The “pearl onions,” also fell short of perfection. The one thing that struck me as an interesting innovation in the Les Halles recipe was the pearl onions. They were cooked separately in a saucepan, covered with water and a disc of parchment paper rather than a lid. The parchment paper, I gather allows the water to slowly evaporate away while still keeping the little onions in a sauna so they don’t get dried out. The onions are supposed to be done when the water is all gone and the onions are thoroughly caramelized. Throw some red wine into the pan, deglaze and dump the contents into the pot. But as I said, I had no pearl onions, and simply quartering them didn’t do the trick. They were still too large, so covering them in water meant too much water. I cooked and I cooked, but the water never drained fully away. It made a nice onion broth, which I added to the pot, but there was none of the good brown bits on the bottom of the pan to give the sauce a little extra depth.
Beckett says “Fail, Fail Again, Fail Better“. I’d like to add to that “Fail Glorious,” because if you’re going to go down in flames, you should be doing something really ridiculous. But this wasn’t glorious. This was a run-of-the-mill failure. Edible but a little tough, rich in wine flavor but not much else, just damnably ordinary.
Truth be told, the mission was probably doomed from the start. I’ve done a little more research on capons since then, and I realize that they are decidedly not a “more authentic” choice for coq au vin.

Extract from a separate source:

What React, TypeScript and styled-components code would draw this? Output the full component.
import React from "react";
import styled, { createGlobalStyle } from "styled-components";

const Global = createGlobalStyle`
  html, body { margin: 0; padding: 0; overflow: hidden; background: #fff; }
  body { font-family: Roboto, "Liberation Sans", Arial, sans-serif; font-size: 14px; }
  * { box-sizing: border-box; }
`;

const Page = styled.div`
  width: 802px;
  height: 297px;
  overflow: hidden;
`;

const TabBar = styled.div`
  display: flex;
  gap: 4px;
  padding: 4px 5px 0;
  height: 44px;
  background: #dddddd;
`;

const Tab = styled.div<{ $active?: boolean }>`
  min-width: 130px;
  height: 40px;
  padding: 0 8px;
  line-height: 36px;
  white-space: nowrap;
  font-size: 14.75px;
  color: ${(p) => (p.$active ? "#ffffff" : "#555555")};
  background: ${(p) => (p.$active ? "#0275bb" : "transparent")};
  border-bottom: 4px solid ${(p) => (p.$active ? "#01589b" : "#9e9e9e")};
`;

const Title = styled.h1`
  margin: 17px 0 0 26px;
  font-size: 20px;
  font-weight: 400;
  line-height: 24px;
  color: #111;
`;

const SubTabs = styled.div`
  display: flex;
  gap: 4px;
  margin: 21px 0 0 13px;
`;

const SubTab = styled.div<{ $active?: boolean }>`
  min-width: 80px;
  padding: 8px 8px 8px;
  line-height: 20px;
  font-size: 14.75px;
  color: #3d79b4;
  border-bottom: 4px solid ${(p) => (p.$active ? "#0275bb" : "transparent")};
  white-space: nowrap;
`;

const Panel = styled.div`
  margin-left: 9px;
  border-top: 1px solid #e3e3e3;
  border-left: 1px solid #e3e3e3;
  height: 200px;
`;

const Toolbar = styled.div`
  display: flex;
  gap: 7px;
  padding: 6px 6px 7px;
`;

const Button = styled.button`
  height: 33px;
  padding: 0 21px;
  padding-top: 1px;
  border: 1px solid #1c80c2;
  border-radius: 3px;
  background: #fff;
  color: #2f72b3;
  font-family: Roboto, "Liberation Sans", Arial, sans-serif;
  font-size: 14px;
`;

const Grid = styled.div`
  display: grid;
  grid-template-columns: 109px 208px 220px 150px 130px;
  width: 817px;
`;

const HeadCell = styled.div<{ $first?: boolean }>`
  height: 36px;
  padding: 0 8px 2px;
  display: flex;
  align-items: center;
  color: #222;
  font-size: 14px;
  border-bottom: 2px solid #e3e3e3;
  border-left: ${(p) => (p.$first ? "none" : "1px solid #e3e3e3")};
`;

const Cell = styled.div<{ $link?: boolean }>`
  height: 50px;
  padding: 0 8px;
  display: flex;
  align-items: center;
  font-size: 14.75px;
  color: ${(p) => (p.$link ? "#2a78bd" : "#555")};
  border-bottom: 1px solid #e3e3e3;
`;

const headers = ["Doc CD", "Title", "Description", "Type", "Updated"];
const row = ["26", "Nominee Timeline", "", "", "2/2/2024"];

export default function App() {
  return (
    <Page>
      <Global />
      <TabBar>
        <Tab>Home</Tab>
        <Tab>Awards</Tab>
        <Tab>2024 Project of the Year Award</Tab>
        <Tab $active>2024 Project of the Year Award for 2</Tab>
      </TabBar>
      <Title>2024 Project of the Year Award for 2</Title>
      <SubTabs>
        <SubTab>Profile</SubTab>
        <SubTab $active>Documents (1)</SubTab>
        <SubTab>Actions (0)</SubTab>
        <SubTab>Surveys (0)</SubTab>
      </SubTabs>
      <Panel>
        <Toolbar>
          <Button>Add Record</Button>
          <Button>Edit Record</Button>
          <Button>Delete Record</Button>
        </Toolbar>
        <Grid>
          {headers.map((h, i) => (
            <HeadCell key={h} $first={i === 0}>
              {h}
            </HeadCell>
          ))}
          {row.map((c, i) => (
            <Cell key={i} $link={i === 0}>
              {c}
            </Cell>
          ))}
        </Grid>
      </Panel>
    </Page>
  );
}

The whole purpose of coq au vin is to mask the gamey flavor of a rooster with red wine and to let the connective tissue of an old bird simmer down to make a sauce that is thick and glossy. It’s about turning weaknesses into strengths. Caponization takes away the very qualities that make braising necessary in the first place. So I wasn’t being “more authentic,” I was just being more expensive. In retrospect my dad’s coq au vin is more appropriate to the spirit of the dish. Using all chicken legs gives you all the dark meat and connective tissue that you need. And while the mix of Charles Shaw and chicken stock may seem sacrilegious, it still tastes like home.